1. A Go-pro Helmet Hero sports HD video camera, beautifully designed system

2. A Sony Cybershot, something like the WX-9, but an earlier model. It shoots a seamless panorama. You pan across maybe 180 degrees, it shoots a film and outs it together as a landscape photo.

What prompted this, brother and sister photographers, was setting out this morning, for a change, with the Lumix, and feeling so much more “empowered” at shooting than with a pocket camera. If I do any real hunting I want to be looking through a lens, not at an LCD display, and have the features of a grown-up camera.

I dump all of them on the office MacPro or, if on the road, on my quite wonderful 11″ MacBook Air and then some onto blog.

I love prowling a city with camera.

About Lloyd Kahn

Lloyd Kahn started building his own home in the early '60s and went on to publish books showing homeowners how they could build their own homes with their own hands. He got his start in publishing by working as the shelter editor of the Whole Earth Catalog with Stewart Brand in the late '60s. He has since authored six highly-graphic books on homemade building, all of which are interrelated. The books, "The Shelter Library Of Building Books," include Shelter, Shelter II (1978), Home Work (2004), Builders of the Pacific Coast (2008), Tiny Homes (2012), and Tiny Homes on the Move (2014). Lloyd operates from Northern California studio built of recycled lumber, set in the midst of a vegetable garden, and hooked into the world via five Mac computers. You can check out videos (one with over 450,000 views) on Lloyd by doing a search on YouTube:

4 Responses to Camera Talk

  1. Love this post.

    I got my first camera at 14 so I could take pictures of my girlfriend. (Isn't there always a girl involved at these life-changing moments?)

    Like you, I love roaming a city with a camera. Especially Vienna.

    I shoot with a Canon G12. Kind of a compromise camera, but it's easy to carry and shoots HD video and is top of the line among the pocket cameras—-and with that oh-so-important, I-absolutely-MUST-have, flip-out viewfinder.

  2. Um, you mention going out with the G1 and "If I do any real hunting I want to be looking through a lens, not at an LCD display, and have the features of a grown-up camera".

    When looking through the viewfinder of the Lumix you are looking at an LCD display and not a mirror system through the lens. It's so good it fooled you:o) I love your blog Lloyd and recently pre-ordered your book. I can hardly wait.

  3. The thing that bugs me with the digital cameras is their lack of longevity. I started with a minolta X700 when I was 14 or 15(at least 25 years ago). I used that camera untill shooting film just didn't make much sense anymore (about 5 years ago).

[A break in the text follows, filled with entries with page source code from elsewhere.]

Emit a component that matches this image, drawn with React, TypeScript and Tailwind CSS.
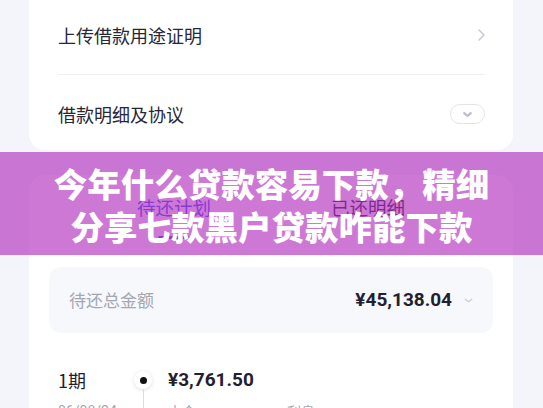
import React from "react";

const cjk = { fontFamily: '"Noto Sans CJK SC", "Noto Sans", sans-serif' };
const num = { fontFamily: 'Roboto, "Noto Sans CJK SC", sans-serif' };

const ChevronRight = () => (
  <svg width="7" height="12" viewBox="0 0 7 12" fill="none">
    <polyline points="1,1 6,6 1,11" stroke="#c4c7d0" strokeWidth="1.4" strokeLinecap="round" strokeLinejoin="round" />
  </svg>
);

const ChevronDown = ({ color, w, h, sw }: { color: string; w: number; h: number; sw: number }) => (
  <svg width={w} height={h} viewBox={`0 0 ${w} ${h}`} fill="none">
    <polyline
      points={`${sw},${sw} ${w / 2},${h - sw} ${w - sw},${sw}`}
      stroke={color}
      strokeWidth={sw}
      strokeLinecap="round"
      strokeLinejoin="round"
    />
  </svg>
);

export default function App() {
  return (
    <div className="relative w-[543px] h-[408px] overflow-hidden bg-[#f3f5fa]" style={cjk}>
      {/* top card */}
      <div className="ml-[29px] mr-[30px] bg-white rounded-b-[16px] pl-[29px] pr-[28px]">
        <div className="h-[74px] pb-[4px] flex items-center justify-between">
          <span className="text-[18px] text-[#262837]">上传借款用途证明</span>
          <ChevronRight />
        </div>
        <div className="h-px bg-[#eef0f4]" />
        <div className="h-[75px] pt-[3px] flex items-center justify-between">
          <span className="text-[18px] text-[#262837]">借款明细及协议</span>
          <div className="w-[35px] h-[20px] rounded-full border border-[#e2e4eb] flex items-center justify-center">
            <ChevronDown color="#b9bdcb" w={11} h={7} sw={2.2} />
          </div>
        </div>
      </div>

      {/* repayment card */}
      <div className="mt-[25px] ml-[29px] mr-[30px] bg-white rounded-t-[16px] h-[260px]">
        <div className="pt-[19px] flex justify-center gap-[120px]">
          <div className="flex flex-col items-center">
            <span className="text-[18.5px] leading-[26px] text-[#3d4ff5]">待还计划</span>
            <div className="mt-[16px] w-[32px] h-[3px] rounded-full bg-[#3d4ff5]" />
          </div>
          <div className="flex flex-col items-center">
            <span className="text-[18.5px] leading-[26px] text-[#1f2030]">已还明细</span>
          </div>
        </div>

        <div className="mt-[28px] mx-[20px] h-[66px] rounded-[12px] bg-[#f7f8fb] pl-[20px] pr-[20px] flex items-center justify-between">
          <span className="text-[17px] text-[#a4a7b1]">待还总金额</span>
          <div className="flex items-center gap-[12px]">
            <span className="text-[19px] font-bold text-[#1f2030]" style={num}>¥45,138.04</span>
            <ChevronDown color="#c9ccd5" w={9} h={5} sw={1.2} />
          </div>
        </div>

        <div className="mt-[34px] pl-[29px] flex">
          <div className="w-[76px] flex flex-col">
            <span className="text-[18px] leading-[26px] text-[#1f2030]">1期</span>
            <span className="mt-[8px] text-[14px] leading-[20px] text-[#a4a7b1]" style={num}>06/08/24</span>
          </div>
          <div className="w-[18px] flex flex-col items-center pt-[4px]">
            <div className="w-[18px] h-[18px] rounded-full bg-white shadow-[0_1px_4px_rgba(40,50,90,0.15)] flex items-center justify-center">
              <div className="w-[7px] h-[7px] rounded-full bg-[#111]" />
            </div>
            <div className="w-px h-[40px] bg-[#d9dce6]" />
          </div>
          <div className="ml-[16px] flex flex-col">
            <span className="text-[19px] leading-[26px] font-bold text-[#1f2030]" style={num}>¥3,761.50</span>
            <div className="mt-[8px] flex text-[14px] leading-[20px] text-[#a4a7b1]">
              <span className="w-[119px]">本金</span>
              <span>利息</span>
            </div>
          </div>
        </div>
      </div>

      {/* title banner overlay */}
      <div className="absolute left-0 top-[152px] w-full h-[103px] bg-[rgba(178,48,191,0.65)] flex flex-col items-center justify-center">
        <span className="text-[33.5px] leading-[43px] font-black text-white">今年什么贷款容易下款，精细</span>
        <span className="text-[33.5px] leading-[43px] font-black text-white">分享七款黑户贷款咋能下款</span>
      </div>
    </div>
  );
}
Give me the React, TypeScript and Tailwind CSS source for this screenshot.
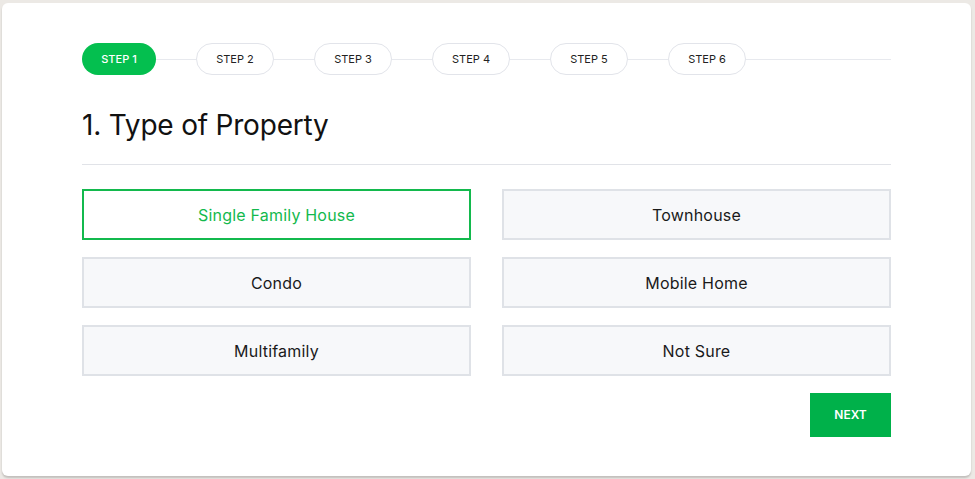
import React from "react";

const steps = ["STEP 1", "STEP 2", "STEP 3", "STEP 4", "STEP 5", "STEP 6"];
const options = ["Single Family House", "Townhouse", "Condo", "Mobile Home", "Multifamily", "Not Sure"];

export default function App() {
  const active = 0;
  const selected = "Single Family House";

  return (
    <div className="h-[479px] w-[975px] bg-[#ece9e5] pt-[3px] pl-[2px] font-['Inter',sans-serif]">
      <div className="h-[473px] w-[969px] rounded-md bg-white px-[80px] pt-[40px] shadow-[0_2px_2px_rgba(0,0,0,0.18)]">
        <div className="flex items-center">
          {steps.map((s, i) => (
            <React.Fragment key={s}>
              <div
                className={
                  i === active
                    ? "flex h-8 w-[74px] items-center justify-center rounded-full bg-[#04bf4f] text-[11px] font-medium text-white"
                    : "flex h-8 w-[78px] items-center justify-center rounded-full border border-[#e2e4ea] bg-white text-[11px] text-[#222]"
                }
              >
                {s}
              </div>
              <div className={i === steps.length - 1 ? "h-px flex-1 bg-[#e7e9ee]" : "h-px w-[40px] bg-[#e7e9ee]"} />
            </React.Fragment>
          ))}
        </div>

        <h1 className="mt-[32px] text-[28px] leading-[36px] tracking-[-0.2px] text-[#111]">1. Type of Property</h1>
        <div className="mt-[21px] h-px bg-[#e1e3e8]" />

        <div className="mt-[24px] grid grid-cols-2 gap-x-[31px] gap-y-[17px]">
          {options.map((o) => (
            <button
              key={o}
              className={
                o === selected
                  ? "h-[51px] border-2 border-[#13b94d] bg-white text-[16px] tracking-[0.2px] text-[#13b94d]"
                  : "h-[51px] border-2 border-[#dfe2e7] bg-[#f7f8fa] text-[16px] tracking-[0.2px] text-[#1a1a1a]"
              }
            >
              {o}
            </button>
          ))}
        </div>

        <div className="mt-[17px] flex justify-end">
          <button className="h-[44px] w-[81px] bg-[#00b14a] text-[12px] font-semibold text-white">NEXT</button>
        </div>
      </div>
    </div>
  );
}
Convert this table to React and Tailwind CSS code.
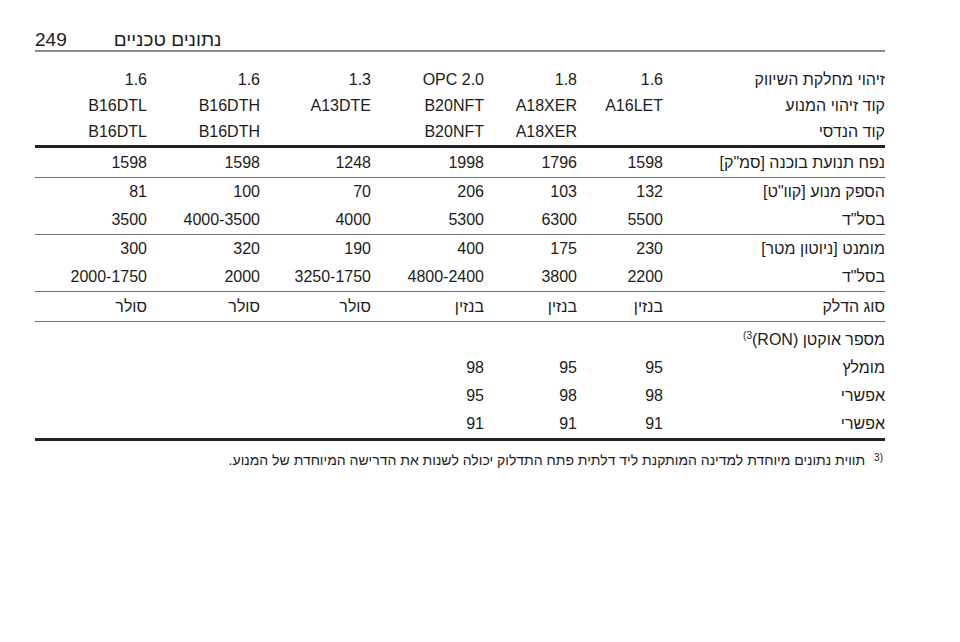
import React from "react";

const cols = "grid grid-cols-[222px_86px_93px_113px_111px_113px_112px]";

function Row({ label, values, h = "h-[28px]" }) {
  const vals = [...values];
  while (vals.length < 6) vals.push("");
  return (
    <div className={`${cols} ${h} items-center`}>
      <div className="text-right">{label}</div>
      {vals.map((v, i) => (
        <div key={i} dir="ltr" className="text-right">
          {v}
        </div>
      ))}
    </div>
  );
}

export default function App() {
  return (
    <div
      className="w-[960px] h-[642px] bg-white text-[#1c1c1c] overflow-hidden"
      style={{ fontFamily: '"Liberation Sans", Arial, sans-serif' }}
    >
      <div className="ml-[35px] w-[850px] pt-[29px]">
        <div className="flex items-end gap-[47px] h-[23px] border-b-2 border-[#8c8c8c] text-[19px] leading-[21px]">
          <span>249</span>
          <span dir="rtl">נתונים טכניים</span>
        </div>

        <div dir="rtl" className="text-[16px] leading-[18px]">
          <div className="pt-[15px]">
            <Row label="זיהוי מחלקת השיווק" values={["1.6", "1.8", "OPC 2.0", "1.3", "1.6", "1.6"]} h="h-[26px]" />
            <Row label="קוד זיהוי המנוע" values={["A16LET", "A18XER", "B20NFT", "A13DTE", "B16DTH", "B16DTL"]} h="h-[26px]" />
            <Row label="קוד הנדסי" values={["", "A18XER", "B20NFT", "", "B16DTH", "B16DTL"]} h="h-[26px]" />
          </div>
          <div className="border-t-[3px] border-[#222]">
            <Row label='נפח תנועת בוכנה [סמ"ק]' values={["1598", "1796", "1998", "1248", "1598", "1598"]} h="h-[29px]" />
          </div>
          <div className="border-t border-[#6f6f6f]">
            <Row label='הספק מנוע [קוו"ט]' values={["132", "103", "206", "70", "100", "81"]} />
            <Row label='בסל"ד' values={["5500", "6300", "5300", "4000", "4000-3500", "3500"]} />
          </div>
          <div className="border-t border-[#6f6f6f]">
            <Row label="מומנט [ניוטון מטר]" values={["230", "175", "400", "190", "320", "300"]} />
            <Row label='בסל"ד' values={["2200", "3800", "4800-2400", "3250-1750", "2000", "2000-1750"]} />
          </div>
          <div className="border-t border-[#6f6f6f]">
            <Row label="סוג הדלק" values={["בנזין", "בנזין", "בנזין", "סולר", "סולר", "סולר"]} h="h-[29px]" />
          </div>
          <div className="border-t border-[#6f6f6f] pt-[4px]">
            <Row
              label={
                <span>
                  מספר אוקטן (RON)
                  <span dir="ltr" className="text-[10px] align-[6px] leading-none">(3</span>
                </span>
              }
              values={[]}
            />
            <Row label="מומלץ" values={["95", "95", "98"]} />
            <Row label="אפשרי" values={["98", "98", "95"]} />
            <Row label="אפשרי" values={["91", "91", "91"]} />
          </div>
          <div className="border-t-[3px] border-[#222]" />
          <div className="mt-[9px] flex items-start gap-[9px] text-[14px] leading-[20px]">
            <span dir="ltr" className="text-[10px] leading-none mt-[3px] pr-[2px]">3)</span>
            <span>תווית נתונים מיוחדת למדינה המותקנת ליד דלתית פתח התדלוק יכולה לשנות את הדרישה המיוחדת של המנוע.</span>
          </div>
        </div>
      </div>
    </div>
  );
}
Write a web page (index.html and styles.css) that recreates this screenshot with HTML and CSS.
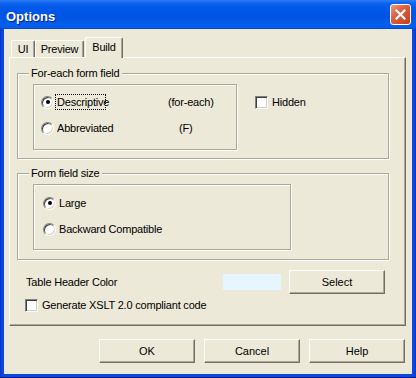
FILE: index.html
```html
<!DOCTYPE html>
<html lang="en">
  <head>
    <meta charset="UTF-8" />
    <title>Options</title>
    <link rel="stylesheet" href="styles.css">
  </head>
  <body>
    <div class="window">
      <div class="titlebar">
        <span class="title">Options</span>
        <button class="close-btn" aria-label="Close">
          <svg width="11" height="11" viewBox="0 0 11 11">
            <path d="M1.5 1.5 L9.5 9.5 M9.5 1.5 L1.5 9.5" stroke="#fff" stroke-width="2.2" stroke-linecap="square" />
          </svg>
        </button>
      </div>

      <div class="client">
        <div class="tabs">
          <span class="tab tab-ui">UI</span>
          <span class="tab tab-preview">Preview</span>
          <span class="tab tab-build active">Build</span>
        </div>

        <div class="tab-page">
          <fieldset class="group group-foreach">
            <legend>For-each form field</legend>
            <div class="group-row">
              <div class="radio-box">
                <label class="option">
                  <span class="radio checked"><span class="dot"></span></span>
                  <span class="option-text focused">Descriptive</span>
                  <span class="hint">(for-each)</span>
                </label>
                <label class="option">
                  <span class="radio"></span>
                  <span class="option-text">Abbreviated</span>
                  <span class="hint hint-short">(F)</span>
                </label>
              </div>
              <label class="check check-hidden">
                <span class="box"></span>
                Hidden
              </label>
            </div>
          </fieldset>

          <fieldset class="group group-size">
            <legend>Form field size</legend>
            <div class="radio-box radio-box-wide">
              <label class="option">
                <span class="radio checked"><span class="dot"></span></span>
                <span class="option-text">Large</span>
              </label>
              <label class="option">
                <span class="radio"></span>
                <span class="option-text">Backward Compatible</span>
              </label>
            </div>
          </fieldset>

          <div class="color-row">
            <span class="color-label">Table Header Color</span>
            <span class="swatch"></span>
            <button class="btn">Select</button>
          </div>

          <label class="check check-xslt">
            <span class="box"></span>
            Generate XSLT 2.0 compliant code
          </label>
        </div>

        <div class="buttons">
          <button class="btn">OK</button>
          <button class="btn">Cancel</button>
          <button class="btn">Help</button>
        </div>
      </div>
    </div>
  </body>
</html>
```

FILE: styles.css
```css
* {
  box-sizing: border-box;
}

body {
  margin: 0;
  font-family: "Liberation Sans", Tahoma, sans-serif;
  font-size: 11px;
  letter-spacing: -0.2px;
  color: #000;
  background: #0a3cd8;
}

.window {
  width: 416px;
  height: 378px;
  display: flex;
  flex-direction: column;
  background: linear-gradient(90deg, #0831c8, #0a48e0 2px, #0a48e0 calc(100% - 2px), #0831c8);
  box-shadow: inset 0 -1px #00138c;
}

.titlebar {
  height: 29px;
  flex-shrink: 0;
  display: flex;
  align-items: center;
  justify-content: space-between;
  padding: 0 5px 0 6px;
  background: linear-gradient(
    to bottom,
    #2d7df7 0%,
    #0a62ee 12%,
    #0057e8 35%,
    #0054e3 60%,
    #0260ee 85%,
    #0a5ae6 95%,
    #0044cf 100%
  );
}

.title {
  color: #fff;
  font-weight: bold;
  font-size: 13px;
  letter-spacing: 0;
  margin-top: 3px;
  text-shadow: 1px 1px #0a1f8c;
}

.close-btn {
  width: 21px;
  height: 21px;
  padding: 0;
  border: 1px solid #fff;
  border-radius: 3px;
  background: linear-gradient(135deg, #ec9a80, #dc6040 40%, #c93c16);
  display: flex;
  align-items: center;
  justify-content: center;
}

.client {
  flex: 1;
  margin: 0 4px 4px;
  background: #ece9d8;
  padding-top: 8px;
}

/* tabs */

.tabs {
  display: flex;
  align-items: flex-end;
  height: 21px;
  margin-left: 7px;
  margin-bottom: -1px;
  position: relative;
  z-index: 1;
}

.tab {
  height: 17px;
  margin-bottom: 1px;
  border: 1px solid;
  border-color: #fff #716f64 transparent #fff;
  border-bottom: none;
  border-radius: 2px 2px 0 0;
  box-shadow: inset -1px 0 #aca899;
  display: flex;
  align-items: center;
  justify-content: center;
  background: #ece9d8;
}

.tab-ui {
  width: 24px;
}

.tab-preview {
  width: 49px;
}

.tab-build {
  width: 38px;
  margin-left: 1px;
}

.tab.active {
  height: 21px;
  margin-bottom: 0;
  padding-bottom: 2px;
}

.tab-page {
  width: 397px;
  height: 269px;
  margin-left: 5px;
  border: 1px solid;
  border-color: #fff #716f64 #716f64 #fff;
  box-shadow: inset -1px -1px #aca899;
  padding: 9px 7px 0;
}

/* group boxes */

.group {
  margin: 0;
  width: 372px;
  min-width: 0;
  border: 1px solid #aca899;
  box-shadow: inset 1px 1px #fff, 1px 1px #fff;
  padding: 4px 0 8px 15px;
}

.group legend {
  padding: 0 2px;
  margin-left: -4px;
  line-height: 13px;
  background: #ece9d8;
}

.group-size {
  margin-top: 8px;
  padding-bottom: 9px;
}

.group-row {
  display: flex;
  align-items: flex-start;
}

.radio-box {
  width: 204px;
  height: 66px;
  border: 1px solid #aca899;
  box-shadow: inset 1px 1px #fff, 1px 1px #fff;
  padding: 9px 0 0 7px;
  display: flex;
  flex-direction: column;
  gap: 10px;
}

.radio-box-wide {
  width: 258px;
  padding-top: 10px;
  padding-left: 9px;
}

.option {
  height: 16px;
  display: flex;
  align-items: center;
}

.radio {
  width: 13px;
  height: 13px;
  border-radius: 50%;
  border: 1px solid;
  border-color: #808080 #fff #fff #808080;
  box-shadow: inset 1px 1px #404040, inset -1px -1px #d4d0c8;
  background: #fff;
  margin-right: 1px;
  display: flex;
  align-items: center;
  justify-content: center;
}

.dot {
  width: 4px;
  height: 4px;
  border-radius: 50%;
  background: #000;
}

.option-text {
  height: 16px;
  line-height: 14px;
  padding: 0 1px;
  border: 1px dotted transparent;
  width: 113px;
  white-space: nowrap;
}

.option-text.focused {
  border-color: #000;
  width: 51px;
  margin-right: 62px;
}

.hint-short {
  margin-left: 11px;
}

.check {
  height: 16px;
  display: flex;
  align-items: center;
  gap: 4px;
}

.box {
  width: 13px;
  height: 13px;
  border: 1px solid;
  border-color: #808080 #fff #fff #808080;
  box-shadow: inset 1px 1px #404040, inset -1px -1px #d4d0c8;
  background: #fff;
}

.check-hidden {
  margin-left: 18px;
  margin-top: 10px;
}

/* colour row */

.color-row {
  height: 24px;
  margin-top: 10px;
  padding-left: 9px;
  display: flex;
  align-items: center;
}

.color-label {
  width: 197px;
}

.swatch {
  width: 58px;
  height: 16px;
  background: #e6f5ff;
  margin-right: 8px;
}

.check-xslt {
  margin-top: 3px;
  margin-left: 8px;
}

/* buttons */

.btn {
  width: 96px;
  height: 24px;
  padding: 0;
  border: 1px solid;
  border-color: #fff #716f64 #716f64 #fff;
  box-shadow: inset -1px -1px #aca899;
  background: #ece9d8;
  font: inherit;
  color: #000;
}

.buttons {
  display: flex;
  justify-content: flex-end;
  gap: 9px;
  margin-top: 13px;
  padding-right: 7px;
}
```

Since then I've had two point and shoots, an older Canon and an amazing Lumix LX5. I also have an older Rebel 350, but since getting the LX5, I don't need like it that much anymore.

    That Minolta still sits in its bag in my office, and the beautiful thing about it, is I know I can take a picture with it even if the battery is done. I only lose the light meter all other functionality will work.

    Craig.

  4. You may be interested in this new Lytro camera using a radical new technique of capturing visual data called "computational photography” which result in photos that are interactive to the viewer, very interesting.

    "The upshot is a photograph that’s less a slice of visual information than a cube, from which you can choose whichever layer would make the most pleasing two-dimensional image for printing and framing. But you can also leave the picture as it is—a three-dimensional capture suitable for digital display or distribution—and let others do the fiddling. Rather than a definitive, static image, a light-field visual object is intrinsically interactive."